WASHINGTON, D.C. – Today, Congressman Blaine Luetkemeyer (MO-03) spoke on the House floor regarding legislation from Democrats that would put the federal government in charge of establishing credit scores for consumers, subsequentially weakening one of the most objective, accurate ways to determine a borrower’s credit worthiness.

“Thank you, Mr. Speaker.

“The bill we are considering today is made up of 6 extremely partisan pieces of legislation. This package will not receive substantial bipartisan support and is dead on arrival in the Senate.

“Unfortunately, instead of working in a bipartisan manner to improve credit reporting for consumers, the majority has chosen to advance legislation that simply attacks an industry to the consumers’ detriment.

“I think the Ranking Member made a number of points a while ago with regards to the willingness of the minority to advance a lot of different solutions to some of the concerns that we all have, yet they were not heard.

“Each piece of legislation in this package has one of two goals. The first goal is to expand the authority of the CFPB over credit modeling, and the second is to eliminate as much information from a credit report as possible. Both of which will increase the cost of credit and make it even more difficult for low-and moderate-income families to receive a loan.

“If the financial institution is unable to analyze a risk, it has to increase the cost to be able to cover the additional risk. It’s just that simple.

“In this Congress, we have had witness after witness come before our Committee and praise the use of alternative credit modeling. Using alternative data can increase access to credit, particularly for low income consumers and the underbanked.

“Instead of supporting efforts to modernize and increase credit access, the majority seems inclined to stifle innovation by requiring the CFPB -- an unaccountable government agency -- to determine what factors can be used in credit scoring.
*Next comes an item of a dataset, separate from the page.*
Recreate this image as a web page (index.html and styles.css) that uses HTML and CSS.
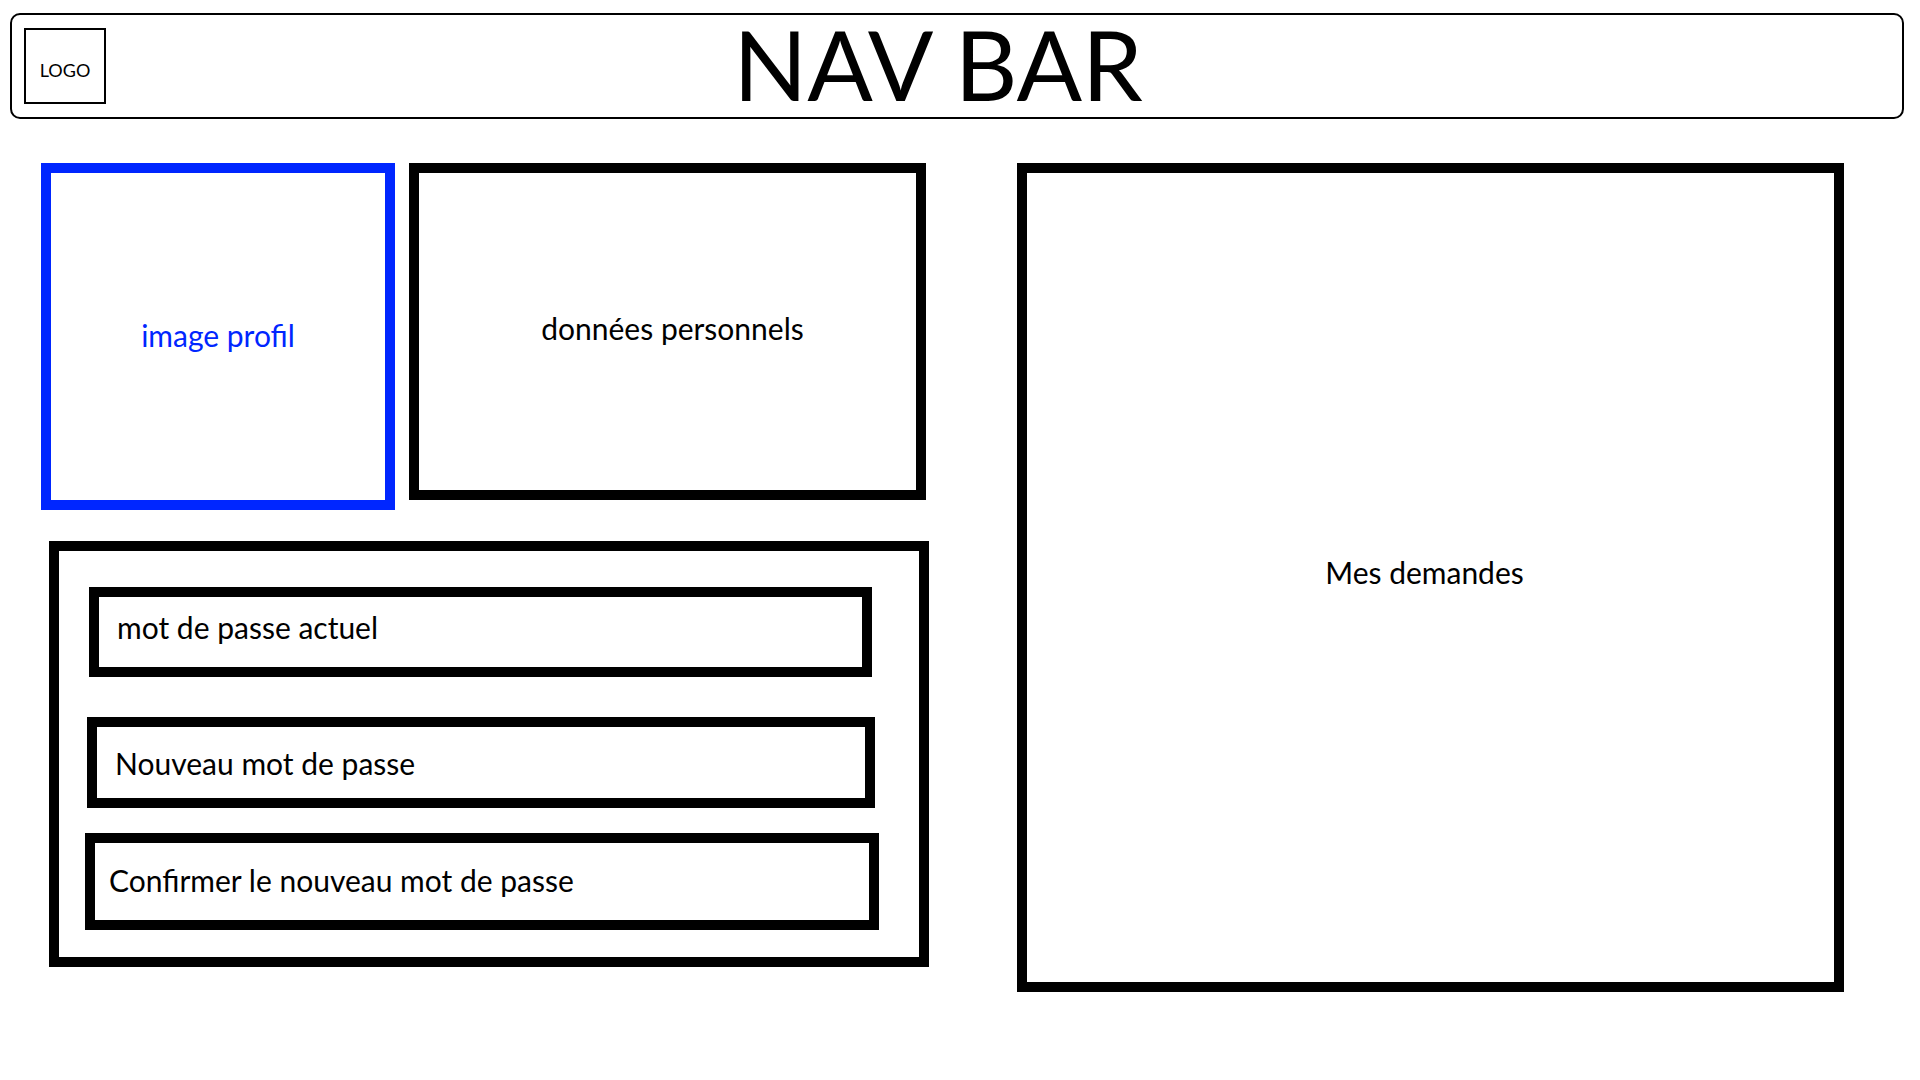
FILE: index.html
```html
<!DOCTYPE html>
<html lang="fr">
<head>
  <meta charset="utf-8">
  <meta name="viewport" content="width=device-width, initial-scale=1">
  <title>Profil</title>
  <link rel="stylesheet" href="styles.css">
</head>
<body>
  <header class="navbar">
    <div class="logo">LOGO</div>
    <h1 class="navbar-title">NAV BAR</h1>
  </header>
  <main class="page">
    <div class="account">
      <div class="identity">
        <section class="panel picture">image profil</section>
        <section class="panel personal">données personnels</section>
      </div>
      <form class="password-form">
        <input class="field current" type="password" placeholder="mot de passe actuel" aria-label="mot de passe actuel">
        <input class="field new" type="password" placeholder="Nouveau mot de passe" aria-label="Nouveau mot de passe">
        <input class="field confirm" type="password" placeholder="Confirmer le nouveau mot de passe" aria-label="Confirmer le nouveau mot de passe">
      </form>
    </div>
    <section class="panel requests">Mes demandes</section>
  </main>
</body>
</html>
```
FILE: styles.css
```css
* {
  box-sizing: border-box;
}

body {
  margin: 0;
  background: #fff;
  color: #000;
  font-family: Lato, "Open Sans", sans-serif;
  font-size: 30px;
  line-height: 36px;
}

.navbar {
  display: grid;
  grid-template-columns: 82px 1fr 82px;
  align-items: center;
  min-height: 106px;
  margin: 13px 16px 0 10px;
  padding: 0 12px;
  border: 2px solid #000;
  border-radius: 10px;
}

.logo {
  display: flex;
  align-items: center;
  justify-content: center;
  height: 76px;
  padding-top: 8px;
  border: 2px solid #000;
  font-size: 18px;
}

.navbar-title {
  margin: 0;
  padding: 0 38px 4px 0;
  font-size: 97px;
  font-weight: 400;
  line-height: 96px;
  text-align: center;
}

.page {
  display: grid;
  grid-template-columns: 888fr 827fr;
  column-gap: 88px;
  align-items: start;
  padding: 44px 76px 44px 41px;
}

.identity {
  display: grid;
  grid-template-columns: 354fr 517fr;
  column-gap: 14px;
  align-items: start;
  margin-right: 3px;
}

.panel {
  display: flex;
  align-items: center;
  justify-content: center;
  border: 10px solid #000;
}

.picture {
  min-height: 347px;
  padding-bottom: 4px;
  border-color: #0026ff;
  color: #0026ff;
}

.personal {
  min-height: 337px;
  padding: 0 0 8px 10px;
}

.requests {
  min-height: 829px;
  padding: 0 12px 12px 0;
}

.password-form {
  display: flex;
  flex-direction: column;
  margin: 31px 0 0 8px;
  padding: 36px 40px 27px 26px;
  border: 10px solid #000;
}

.field {
  height: 90px;
  padding: 0 18px;
  border: 10px solid #000;
  border-radius: 0;
  background: #fff;
  color: #000;
  font: inherit;
}

.field::placeholder {
  color: #000;
  opacity: 1;
}

.current {
  margin: 0 7px 40px 4px;
  padding-bottom: 10px;
}

.new {
  height: 91px;
  margin: 0 4px 25px 2px;
}

.confirm {
  height: 97px;
  padding: 0 14px 4px;
}
```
Putting the government in charge of establishing credit scores for consumers is a dangerous notion that strikes at the heart of economic freedom in this country.

“In eliminating the information that appears on a credit report, my colleagues on the other side of the aisle are weakening one of the most objective, accurate ways to determine credit worthiness of borrowers.

“If lenders can no longer rely on a credit report to reflect the actual risk of a borrower, the lender will be forced to increase their rates to ensure they are pricing in the additional risk they are taking.

“This increased cost of credit will directly affect the individuals who are on the margins, notably low-to moderate-income borrowers.

“While I think the majority may have good intentions with this legislation, government control of credit modeling and decreased access to credit for low-income families sounds like a disastrous recipe for our economy.

“That is why I am opposing this legislation and urge my colleagues to do so as well. With that I yield back.”